Ah, yes, very true. Plus sometimes words themselves sound like music when spoken so it creates a flow.
 
I've approached it in different ways. I usually write the lyrics and then come up with a melody. Sometimes I come up with a melody and then write the lyrics. Sometimes I play around with a chord progression and write something for it. I've even read that it's important to write the melody first and that the reason our music these days doesn't sound melodic is because, people write to a chord progression first. Perhaps those with formal training or music degrees would have a different perspective?:rulez: I usually tell people that I don't write any songs because, I just channel them from a higher source. In any event, I don't think it really matters. It's all part of being creative. We each have to find our own way. If you have a passion for it or are inspired to do it then you will!:D
 
A First Go...

First - thanks everyone for your insight. Appreciate your time and efforts. BEV - big thanks to you for pushing me in a much needed direction.

Here is a first go at the song...I don't think its done but on its way.

 
First - thanks everyone for your insight. Appreciate your time and efforts. BEV - big thanks to you for pushing me in a much needed direction.

Here is a first go at the song...I don't think its done but on its way.



Woot!
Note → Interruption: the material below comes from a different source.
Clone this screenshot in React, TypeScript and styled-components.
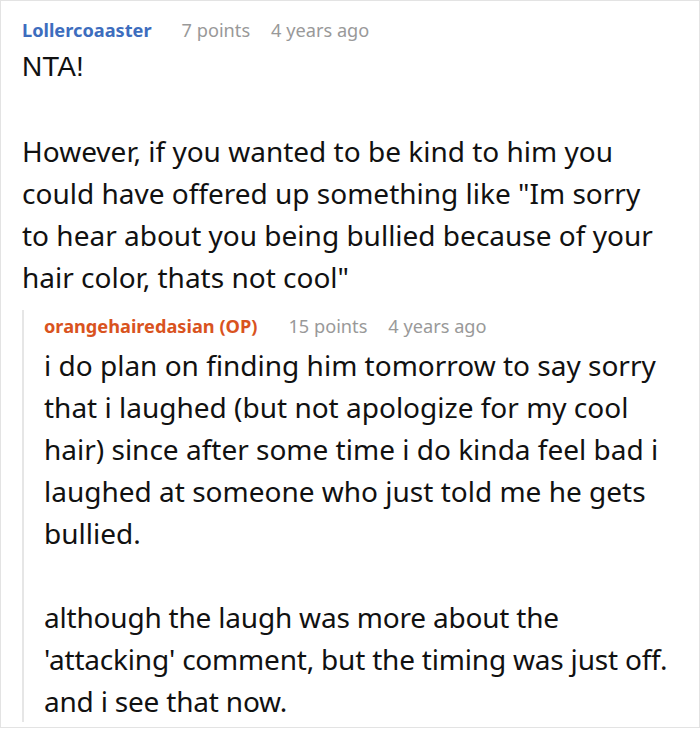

Just plain terrific! I love this!!! The melody offers the opportunity for some great harmonies, too, I could hear them in my mind as you were singing!
 
Hey Big Daddy: The poem was nice but the song is much nicer and in a much more accesible format. The repeated Father and Son in the recurring refrain is very effective. And it took less than a week. Are you sure you haven't done this before?
 
Hey Big Daddy: The poem was nice but the song is much nicer and in a much more accesible format. The repeated Father and Son in the recurring refrain is very effective. And it took less than a week. Are you sure you haven't done this before?

LOL. Never. BirdsEyeView had sent me a message with some of her thoughts and her take on the song. I was messing with the same chords that she was but in a different sequence. I had a tempo in mind and I ran through a couple rounds with the chord progression that BEV had and everything fell into place except it felt unbalanced with 5 verses and no refrain/chorus. The 2nd verse as I had it was the only one that didn't fit the 'story' so I chose to use that as the chorus after every other verse. Once I came to that it just worked. The only change I want to make is I want a different chord progression for the chorus just to set it apart.